A book called Margarita by Anni Kytömäki has made a big impact on me on an emotional level and acted as a signpost towards reflections on biodiversity and my relationship with the forest. The book is a really good example of how fiction and art can steer us towards important directions without spewing facts or telling us what to think. Inspired by this book, I started studying and searching for more information about questions related to biodiversity and forests, especially. I’m eternally grateful for this, and I found the book very beautiful and touching.  

What is the most essential thing about Uniarts Helsinki’s environmental programme for you? 

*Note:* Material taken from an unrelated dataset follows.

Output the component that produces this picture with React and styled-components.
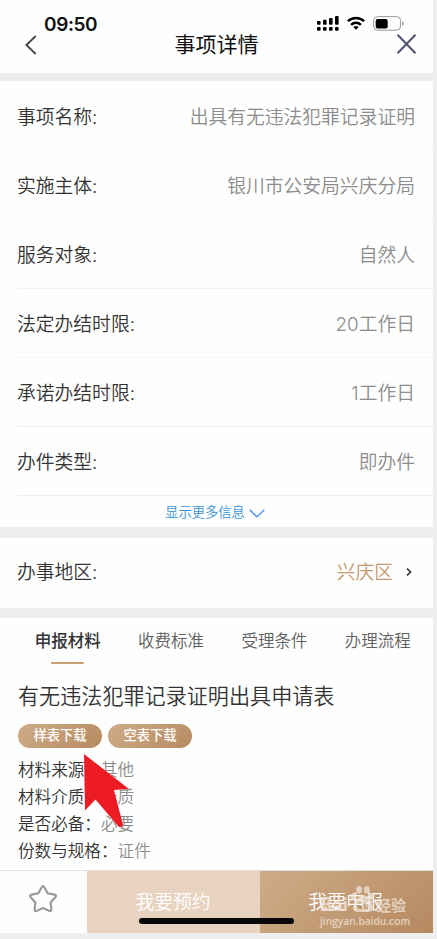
import React from "react";
import styled, { createGlobalStyle, css } from "styled-components";

const Global = createGlobalStyle`
  * { box-sizing: border-box; }
  body {
    margin: 0;
    background: #efefef;
    font-family: Inter, "Noto Sans CJK SC DemiLight", "Noto Sans CJK SC", sans-serif;
    font-weight: 350;
    color: #333;
  }
`;

const Phone = styled.div`
  position: relative;
  width: 433px;
  height: 933px;
  display: flex;
  flex-direction: column;
  background: #ededed;
  overflow: hidden;
  white-space: nowrap;
`;

const Header = styled.header`
  height: 73px;
  flex: none;
  background: #fefefe;
`;

const StatusBar = styled.div`
  height: 32px;
  padding: 15px 29px 0 44px;
  display: flex;
  justify-content: space-between;
  align-items: flex-start;
`;

const Clock = styled.span`
  font: 600 19px/19px Inter, sans-serif;
  letter-spacing: -0.4px;
  color: #111;
`;

const StatusIcons = styled.div`
  display: flex;
  gap: 8px;
  align-items: flex-start;
`;

const NavBar = styled.div`
  height: 26px;
  padding: 0 16px 0 25px;
  display: grid;
  grid-template-columns: 40px 1fr 40px;
  align-items: center;
  svg { display: block; }
  svg:last-child { justify-self: end; margin-bottom: 2px; }
`;

const NavTitle = styled.h1`
  margin: 0 0 3px -9px;
  text-align: center;
  font-family: "Noto Sans CJK SC", sans-serif;
  font-size: 21px;
  line-height: 23px;
  font-weight: 400;
  color: #111;
`;

const Panel = styled.section`
  flex: none;
  height: ${(p) => p.$height}px;
  margin-top: ${(p) => p.$gap}px;
  padding-top: ${(p) => p.$top || 0}px;
  background: #fefefe;
`;

const Row = styled.div`
  height: 69px;
  margin-left: 17px;
  padding: ${(p) => (p.$line ? 4 : 0)}px 18px 0 0;
  display: flex;
  justify-content: space-between;
  align-items: center;
  border-bottom: ${(p) => (p.$line ? `1px solid ${p.$line}` : "none")};
  font-size: 18.8px;
  line-height: 28px;
`;

const Value = styled.span`
  font-weight: 300;
  color: #8c8c8c;
`;

const More = styled.div`
  height: 31px;
  padding-right: 3px;
  display: flex;
  gap: 4px;
  justify-content: center;
  align-items: center;
  font-size: 13.3px;
  color: #3a93d0;
  svg { margin-top: 3px; }
`;

const Region = styled.span`
  display: flex;
  align-items: center;
  gap: 13px;
  color: #c49a70;
  padding-right: 3px;
  svg { margin-bottom: 2px; }
`;

const Tabs = styled.nav`
  display: grid;
  grid-template-columns: repeat(4, 103.4px);
  margin-left: 16px;
  height: 46px;
`;

const Tab = styled.div`
  display: flex;
  flex-direction: column;
  align-items: center;
  padding-top: 11px;
  font-size: 16.5px;
  line-height: 24px;
  color: #606060;
  ${(p) =>
    p.$active &&
    css`
      padding-top: 10px;
      color: #333;
      font-family: "Noto Sans CJK SC", sans-serif;
      font-weight: 500;
      &::after {
        content: "";
        width: 33px;
        height: 2px;
        margin-top: 10px;
        border-radius: 1px;
        background: #c9a072;
      }
    `}
`;

const Material = styled.article`
  padding: 17px 18px 0;
`;

const MaterialTitle = styled.h2`
  margin: 0;
  font-size: 21.1px;
  line-height: 32px;
  font-weight: inherit;
`;

const Downloads = styled.div`
  display: flex;
  gap: 6px;
  margin: 11px 0 8px;
`;

const Download = styled.button`
  width: 84px;
  height: 24px;
  padding: 0 0 2px;
  border: 0;
  border-radius: 12px;
  background: linear-gradient(135deg, #ceac88, #b68a60);
  color: #fff;
  font: 500 13.3px/20px "Noto Sans CJK SC", sans-serif;
`;

const Detail = styled.div`
  height: 27px;
  padding-top: 1px;
  font-size: 16.6px;
  line-height: 27px;
  span { font-weight: 300; color: #8c8c8c; }
`;

const Footer = styled.footer`
  flex: none;
  height: 63px;
  display: grid;
  grid-template-columns: 87px 173px 173px;
  border-top: 1px solid #dfdfdf;
`;

const Favorite = styled.div`
  display: flex;
  align-items: center;
  justify-content: center;
  padding: 0 1px 7px 0;
  background: #fefefe;
`;

const Action = styled.div`
  display: flex;
  align-items: center;
  justify-content: center;
  padding: 0 1px 4px 0;
  font-size: 18.8px;
  color: #fff;
  background: ${(p) => (p.$primary ? "linear-gradient(135deg, #ceac88, #b58960)" : "#e7d3bf")};
`;

const HomeIndicator = styled.div`
  position: absolute;
  left: 139px;
  top: 918px;
  width: 155px;
  height: 6px;
  border-radius: 3px;
  background: #080808;
`;

const Pointer = styled.svg`
  position: absolute;
  left: 83px;
  top: 753px;
`;

const Watermark = styled.div`
  position: absolute;
  left: 320px;
  top: 885px;
  width: 91px;
  height: 43px;
  color: #f0e4d8;
  opacity: 0.76;
  font-family: "Open Sans", sans-serif;
`;

const Brand = styled.div`
  height: 28px;
  display: flex;
  align-items: flex-end;
  font: 800 18.5px/18px Inter, sans-serif;
`;

const BrandLatin = styled.span`
  width: 30px;
  letter-spacing: -0.3px;
`;

const BrandChinese = styled.span`
  margin: 0 0 -1px 1px;
  font: 700 15px/19px "Noto Sans CJK SC", sans-serif;
`;

const Site = styled.div`
  margin-top: 2px;
  font-size: 10.2px;
  line-height: 12px;
  font-weight: 600;
`;

const rows = [
  ["事项名称:", "出具有无违法犯罪记录证明", "#fbfbfb"],
  ["实施主体:", "银川市公安局兴庆分局", "#fafafa"],
  ["服务对象:", "自然人", "#f1f1f1"],
  ["法定办结时限:", "20工作日", "#f6f6f6"],
  ["承诺办结时限:", "1工作日", "#ededed"],
  ["办件类型:", "即办件", "#ededed"],
];

const details = [
  ["材料来源：", "其他"],
  ["材料介质：", "纸质"],
  ["是否必备：", "必要"],
  ["份数与规格：", "证件"],
];

function Signal() {
  return (
    <svg width="22" height="16" viewBox="0 0 22 16">
      {[0, 6, 12, 18].map((x, i) => (
        <g key={x}>
          <rect x={x} y={[6, 4.7, 3, 1][i]} width="3.6" height={[3.8, 5.1, 6.8, 8.8][i]} rx="1" />
          <rect x={x} y="12" width="3.6" height="3.8" rx="1" />
        </g>
      ))}
    </svg>
  );
}

function Wifi() {
  return (
    <svg width="18" height="16" viewBox="0 0 18 16" fill="none" stroke="#000" strokeWidth="2.5">
      <path d="M.9 6.2C5.4 1.9 12.6 1.9 17.1 6.2M4.1 9.8c2.8-2.6 7-2.6 9.8 0" />
      <path d="M9 14.8 6.3 12c1.6-1.3 3.8-1.3 5.4 0Z" fill="#000" stroke="none" />
    </svg>
  );
}

function Battery() {
  return (
    <svg width="31" height="17" viewBox="0 0 31 17">
      <rect x=".6" y="1.6" width="27" height="13.6" rx="4" fill="none" stroke="#999" />
      <rect x="2.7" y="4" width="12" height="9.6" rx="2" />
      <path d="M29.2 6.3c2 .8 2 3.6 0 4.4Z" fill="#999" />
    </svg>
  );
}

export default function App() {
  return (
    <>
      <Global />
      <Phone>
        <Header>
          <StatusBar>
            <Clock>09:50</Clock>
            <StatusIcons>
              <Signal />
              <Wifi />
              <Battery />
            </StatusIcons>
          </StatusBar>
          <NavBar>
            <svg width="12" height="20" viewBox="0 0 12 20" fill="none" stroke="#484848" strokeWidth="1.9">
              <path d="M10.7 1 1.4 10l9.3 9" />
            </svg>
            <NavTitle>事项详情</NavTitle>
            <svg width="21" height="20" viewBox="0 0 21 20" stroke="#51546c" strokeWidth="2">
              <path d="m1.5.8 18 18.4M19.5.8l-18 18.4" />
            </svg>
          </NavBar>
        </Header>

        <Panel $gap={8} $height={446} $top={1}>
          {rows.map(([label, value, line]) => (
            <Row key={label} $line={line}>
              <span>{label}</span>
              <Value>{value}</Value>
            </Row>
          ))}
          <More>
            显示更多信息
            <svg width="16" height="9" viewBox="0 0 16 9" fill="none" stroke="#5695ee" strokeWidth="1.5">
              <path d="m.7.8 7.3 7 7.3-7" />
            </svg>
          </More>
        </Panel>

        <Panel $gap={11} $height={70}>
          <Row>
            <span>办事地区:</span>
            <Region>
              兴庆区
              <svg width="6" height="8" viewBox="0 0 6 8" fill="none" stroke="#333" strokeWidth="1.6">
                <path d="m1 .7 3.6 3.3L1 7.3" />
              </svg>
            </Region>
          </Row>
        </Panel>

        <Panel $gap={10} $height={252}>
          <Tabs>
            <Tab $active>申报材料</Tab>
            <Tab>收费标准</Tab>
            <Tab>受理条件</Tab>
            <Tab>办理流程</Tab>
          </Tabs>
          <Material>
            <MaterialTitle>有无违法犯罪记录证明出具申请表</MaterialTitle>
            <Downloads>
              <Download>样表下载</Download>
              <Download>空表下载</Download>
            </Downloads>
            {details.map(([label, value]) => (
              <Detail key={label}>
                {label}
                <span>{value}</span>
              </Detail>
            ))}
          </Material>
        </Panel>

        <Footer>
          <Favorite>
            <svg width="30" height="30" viewBox="0 0 28 28" fill="none" stroke="#999" strokeWidth="2" strokeLinejoin="round">
              <path d="M12.8 3q1.2-2 2.4 0l3.1 5.6 6.3 1.3q2.5.6.9 2.4l-4.4 4.9.7 6.4q.1 2.3-2 1.5L14 22.4l-5.8 2.7q-2.1.8-2-1.5l.7-6.4-4.4-4.9q-1.6-1.8.9-2.4l6.3-1.3Z" />
            </svg>
          </Favorite>
          <Action>我要预约</Action>
          <Action $primary>我要申报</Action>
        </Footer>

        <Pointer width="48" height="77" viewBox="0 0 48 77">
          <path d="M1 1 46 36 31 37 40 72Q38 76 35 73L12.5 46.5 2 57.5Z" fill="#ed1c24" />
        </Pointer>
        <HomeIndicator />
        <Watermark>
          <Brand>
            <BrandLatin>Bai</BrandLatin>
            <svg width="25" height="28" viewBox="0 0 25 29" fill="currentColor">
              <ellipse cx="9" cy="5" rx="3" ry="4" />
              <ellipse cx="17" cy="5" rx="3" ry="4" />
              <ellipse cx="3" cy="12" rx="2.7" ry="3.6" />
              <ellipse cx="22" cy="12" rx="2.7" ry="3.6" />
              <path fillRule="evenodd" d="M13 10c4 0 5 5 8 8s4 10-3 10H8c-7 0-6-7-3-10s4-8 8-8ZM11 18c-5-1-6 7-1 7h2v-8h-1.5Zm3 1v4q0 2 2 2h3v-6h-1.5v4.5H16V19Z" />
            </svg>
            <BrandChinese>经验</BrandChinese>
          </Brand>
          <Site>jingyan.baidu.com</Site>
        </Watermark>
      </Phone>
    </>
  );
}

It’s really important that we now have an environmental programme that covers the central operations of Uniarts Helsinki, including hands-on practices related to teaching, research and artistic activities, but also more structural issues. I myself have contributed to the process and I’m glad that we have been able to examine issues from various different perspectives. Things appear differently to people in different roles. 

But for me, the most central question is what happens next. The document itself doesn’t do anything if we fail to integrate its content into daily practices. I hope that we can engage in even more discussions within our community and talk about practical measures and also about values, goals and the meaning of quality in our activities, among other things. These discussions will then lead to more sustainable practices.